Nucleation of Sachdev-Ye-Kitaev Clusters in One Spatial Dimension
Abstract
We study how Sachdev-Ye-Kitaev (SYK) interactions can arise from localized single-particle states on a system that is effectively one dimensional. If a local interaction is projected onto coarse localized orbitals, the resulting couplings do not immediately follow the standard SYK distribution. Instead, they have a finite probability of being exactly zero, a broad non-Gaussian distribution for the nonzero values, and strong correlations coming from the geometry of the localized states. We then show that this changes when each localization volume is resolved into M>1 smaller microscopic pieces with random phases.

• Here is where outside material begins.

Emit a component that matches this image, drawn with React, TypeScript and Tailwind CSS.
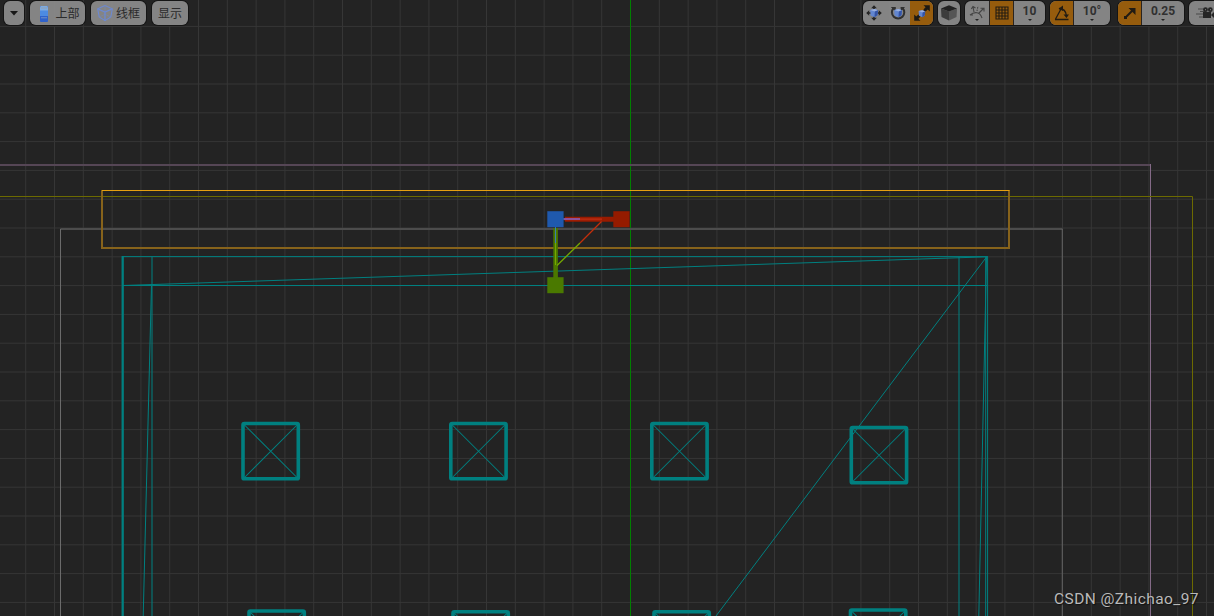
import type { ReactNode } from "react";

const STEP = 28.8;
const TEAL = "#008080";

const columns = Array.from({ length: 43 }, (_, i) => 630.5 + (i - 22) * STEP);
const rows = Array.from({ length: 21 }, (_, i) => 26.4 + i * STEP);

const pillars = [
  { x: 243, y: 423.5 },
  { x: 450.8, y: 423.5 },
  { x: 651.8, y: 423.5 },
  { x: 851.3, y: 427.5 },
  { x: 249, y: 611 },
  { x: 453, y: 611.8 },
  { x: 654, y: 611.8 },
  { x: 850.5, y: 610 },
];

function Pillar({ x, y }: { x: number; y: number }) {
  return (
    <g transform={`translate(${x} ${y})`} stroke={TEAL} fill="none">
      <path d="M0 0L55.5 55.5M55.5 0L0 55.5" strokeWidth="1.05" />
      <rect width="55.3" height="55.3" rx="1.4" strokeWidth="3.6" />
    </g>
  );
}

function Scene() {
  return (
    <svg
      width="1214"
      height="616"
      viewBox="0 0 1214 616"
      fill="none"
      className="block"
    >
      <rect width="1214" height="616" fill="#232323" />
      <g stroke="#363636">
        {columns.map((x) => (
          <path key={x} d={`M${x} 0V616`} />
        ))}
        {rows.map((y) => (
          <path key={y} d={`M0 ${y}H1214`} />
        ))}
      </g>
      <path d="M630.5 0V616" stroke="#008000" />

      {/* Volume bounds */}
      <path d="M0 165H1150" stroke="#554655" strokeWidth="2" />
      <path d="M1150.5 164V616" stroke="#846a87" />
      <path d="M0 196.5H1192.5V616" stroke="#6c6a00" />
      <path d="M60.5 229H1062.5" stroke="#4c4c4c" strokeWidth="2" />
      <path d="M60.5 229V616" stroke="#6b6b6b" />
      <path d="M1062.3 229V616" stroke="#606060" strokeWidth="1.1" />

      {/* Building wireframe */}
      <g stroke={TEAL}>
        <path d="M122 256.6H988M123 285.5H987" />
        <path d="M122.7 256V616" strokeWidth="2.3" />
        <path d="M152 257V616M959 257V616" strokeWidth="1.2" opacity="0.85" />
        <path d="M151.5 284L143.2 616M986.5 257L978.8 616" />
        <path d="M985.7 257V616M987.6 257V616" />
        <path d="M123 285.5L987 256.8M986.5 257L716 616" />
      </g>
      {pillars.map((p) => (
        <Pillar key={`${p.x}-${p.y}`} {...p} />
      ))}

      {/* Selected mesh */}
      <path
        d="M102 191V248H1009V190"
        stroke="#87631b"
        strokeWidth="2"
      />
      <path d="M101.5 190.5H1009.5" stroke="#e5a011" />

      {/* Scale gizmo */}
      <path d="M565 219.2H614" stroke="#981b00" strokeWidth="5" />
      <path d="M564 219.2H602" stroke="#b62a10" strokeWidth="2" />
      <path d="M563 219H580" stroke="#8060c8" strokeWidth="1.5" />
      <path d="M555.6 228V278" stroke="#4b7800" strokeWidth="4.6" />
      <path d="M555.5 227V243" stroke="#3b7fae" />
      <path d="M555.5 243V265" stroke="#75a900" />
      <path d="M601.5 221.5L580 243" stroke="#c42e0b" strokeWidth="1.3" />
      <path d="M580 243L557 265.5" stroke="#75a900" strokeWidth="1.3" />
      <rect x="547.3" y="211.2" width="16.3" height="16" fill="#1f59ad" />
      <rect x="613.3" y="211.2" width="16.3" height="16" fill="#951b00" />
      <rect x="547.3" y="277.2" width="16.3" height="16" fill="#4a7900" />
    </svg>
  );
}

function Group({
  className,
  children,
}: {
  className: string;
  children: ReactNode;
}) {
  return (
    <div
      className={`flex h-6 shrink-0 items-stretch overflow-hidden rounded-[6px] bg-[#8a8a8a]/95 text-[#2b2b2b] shadow-[0_0_0_1px_#151515] ${className}`}
    >
      {children}
    </div>
  );
}

function IconCell({
  active,
  className = "",
  children,
}: {
  active?: boolean;
  className?: string;
  children: ReactNode;
}) {
  return (
    <div
      className={`flex shrink-0 items-center justify-center ${active ? "bg-[#965c0d]" : ""} ${className || "w-6"}`}
    >
      <svg
        width="18"
        height="18"
        viewBox="0 0 18 18"
        fill="none"
        className="shrink-0"
      >
        {children}
      </svg>
    </div>
  );
}

function ValueCell({ value }: { value: string }) {
  return (
    <div className="flex flex-1 flex-col items-center border-l border-[#292420] font-['Roboto','Noto_Sans',sans-serif] text-[12px] leading-[20px] font-bold text-[#303030]">
      {value}
      <svg width="4" height="2" viewBox="0 0 4 2" className="-mt-[2px]">
        <path d="M0 0H4L2 2Z" fill="#222" />
      </svg>
    </div>
  );
}

function BlueCube() {
  return (
    <g>
      <path d="M5.2 6L9.5 5L13 6.2L12.5 11.2L9.5 13.3L5.6 11.6Z" fill="#6286d0" />
      <path d="M5.2 6L9.5 5L13 6.2L9.8 7.6Z" fill="#9bb1de" />
      <path d="M13 6.2L12.5 11.2L9.5 13.3L9.8 7.6Z" fill="#3454a6" />
    </g>
  );
}

function LeftTools() {
  return (
    <div className="flex gap-1.5 text-[12px] font-['Noto_Sans_CJK_SC',sans-serif]">
      <Group className="w-5 items-center justify-center">
        <svg
          width="8"
          height="5"
          viewBox="0 0 8 5"
          className="self-center"
        >
          <path d="M0 0H8L4 4.5Z" fill="#171717" />
        </svg>
      </Group>
      <Group className="w-[55px]">
        <div className="flex items-center pl-2.5">
          <svg width="8" height="17" viewBox="0 0 8 17" fill="none">
            <rect y="1" width="8" height="16" rx="1" fill="#2f62cb" />
            <path d="M0 3Q0 1 1 1H7Q8 1 8 3V7H0Z" fill="#7eabe0" />
            <path d="M0 5.5H8V11H0Z" fill="#4d8be2" />
            <path d="M1 3H7" stroke="#8f9fb2" />
            <path d="M1 12.8H7" stroke="#7192c6" />
          </svg>
          <span className="ml-[7.5px] leading-6">上部</span>
        </div>
      </Group>
      <Group className="w-[55px]">
        <div className="flex items-center pl-1.5">
          <svg
            width="16"
            height="18"
            viewBox="0 0 16 18"
            fill="none"
            stroke="#6d89d0"
            strokeWidth="1.1"
          >
            <path d="M0.7 4.8L8 1.5L15.3 4.8L13.8 13L8 16.7L2.2 13Z" />
            <path d="M0.7 4.8L8 8L15.3 4.8M8 8V16.7" strokeWidth="1.3" />
            <path d="M8 1.5V10.3L2.2 13M8 10.3L13.8 13" strokeWidth="0.4" />
          </svg>
          <span className="ml-[3px] leading-6">线框</span>
        </div>
      </Group>
      <Group className="w-9 justify-center">
        <span className="leading-6">显示</span>
      </Group>
    </div>
  );
}

function RightTools() {
  return (
    <div className="flex">
      <Group className="w-[70px]">
        <IconCell className="w-[23px] pr-[2px]">
          <path
            d="M9 2V16M2 9H16"
            stroke="#252525"
            strokeWidth="1.6"
          />
          <path
            d="M6.2 4.2L9 1.2L11.8 4.2ZM6.2 13.8L9 16.8L11.8 13.8ZM4.2 6.2L1.2 9L4.2 11.8ZM13.8 6.2L16.8 9L13.8 11.8Z"
            fill="#252525"
          />
          <BlueCube />
        </IconCell>
        <IconCell>
          <path
            d="M4.5 4.2A6.2 6.2 0 1 0 13.7 4.2"
            stroke="#303030"
            strokeWidth="2"
          />
          <path d="M1.8 3H6.8V8ZM11.5 3H16L12 7.5Z" fill="#303030" />
          <BlueCube />
        </IconCell>
        <IconCell active className="w-[23px]">
          <path d="M3.5 14.5L14.5 3.5" stroke="#1e1a14" strokeWidth="2" />
          <path
            d="M10.5 1.2H16.8V7.5L14.7 5.4L12.6 7.5L10.5 5.4L12.6 3.3ZM1.2 10.5V16.8H7.5L5.4 14.7L7.5 12.6L5.4 10.5L3.3 12.6Z"
            fill="#1e1a14"
          />
          <g transform="translate(1.2 2) scale(0.85)">
            <BlueCube />
          </g>
        </IconCell>
      </Group>
      <Group className="ml-[5px] w-[22px]">
        <IconCell className="w-[22px]">
          <path d="M1 4.5L9 7.5V16.5L1.5 13Z" fill="#3c3c3c" />
          <path d="M17 4.5L9 7.5V16.5L16.5 13Z" fill="#555" />
          <path d="M1 4.5L9 1.2L17 4.5L9 7.5Z" fill="#212121" />
        </IconCell>
      </Group>
      <Group className="ml-[5px] w-20">
        <IconCell>
          <g stroke="#444" strokeWidth="1.1">
            <path d="M2 11C7 7 12 8 14 14M2 11H5" />
            <path d="M6 8L5 3M3.3 5L5 2.5L7.5 4M10.5 9.5L15.5 4.5M12.5 4.2H16V7.5" />
            <path d="M9 7L10 2" strokeDasharray="1.5 1" />
          </g>
          <path d="M7 15H11L9 17Z" fill="#222" />
        </IconCell>
        <IconCell active className="w-6 border-l border-[#292420]">
          <path
            d="M3 3H15V15H3ZM6 3V15M9 3V15M12 3V15M3 6H15M3 9H15M3 12H15"
            stroke="#251d13"
            strokeWidth="1.1"
          />
        </IconCell>
        <ValueCell value="10" />
      </Group>
      <Group className="ml-[5px] w-[60px]">
        <IconCell active className="w-[23px]">
          <path
            d="M2 15.5H15.5M2.3 15.5L8.5 4M6 4.5C11 4.5 13 7 13.5 12"
            stroke="#211b13"
            strokeWidth="1.3"
          />
          <path d="M5.5 4.8L10 1.5V7ZM10.5 10.5H16L13.5 14Z" fill="#211b13" />
        </IconCell>
        <ValueCell value="10°" />
      </Group>
      <Group className="ml-2 w-[66px]">
        <IconCell active className="w-[23px]">
          <path d="M5.5 12.5L12 6" stroke="#211b13" strokeWidth="2" />
          <path d="M7.5 4H14.5V11ZM3 12H6V15H3Z" fill="#211b13" />
        </IconCell>
        <ValueCell value="0.25" />
      </Group>
      <Group className="ml-[5px] w-10">
        <IconCell className="ml-[7px] w-[18px]">
          <path
            d="M2 5H8M4 7.5H9M0 10H8M3 13H9"
            stroke="#484848"
            strokeWidth="1.1"
          />
          <circle cx="9.5" cy="5.7" r="2.4" fill="#252525" />
          <circle cx="14.3" cy="5.7" r="2.4" fill="#252525" />
          <path d="M7 8H15V14H7Z" fill="#252525" />
          <path d="M15 11L18 8V14Z" fill="#252525" />
          <path d="M9 5.7H10M14 5.7H15" stroke="#858585" />
        </IconCell>
      </Group>
    </div>
  );
}

export default function App() {
  return (
    <main className="relative h-[616px] w-[1214px] overflow-hidden bg-[#232323]">
      <Scene />
      {/* Viewport toolbar */}
      <header className="absolute inset-x-0 top-px flex pl-1">
        <LeftTools />
        <div className="ml-[675px]">
          <RightTools />
        </div>
      </header>
      <span className="absolute right-[15px] bottom-[7px] text-[15.5px] leading-5 tracking-[0.42px] whitespace-nowrap text-[#b9b9b9] font-['Roboto','Liberation_Sans',sans-serif] [text-shadow:1px_1px_1px_#111]">
        CSDN @Zhichao_97
      </span>
    </main>
  );
}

As M increases, the distribution of the nonzero couplings moves toward the complex-Gaussian SYK form. At the same time, the large-M limit is a sparse but asymptotically canonical SYK network: the nonzero couplings create SYK clusters, while the pattern of missing or very weak couplings is still determined by the real-space overlap of the localized orbitals. Finally, we map the interaction tensor to a graph in pair space. This makes it possible to follow the formation, merger, and growth of SYK clusters, which we characterize using connected components and clique/simplex counts. The result is a minimal real-space phenomenological theory of SYK-cluster formation, providing clear experimental criteria.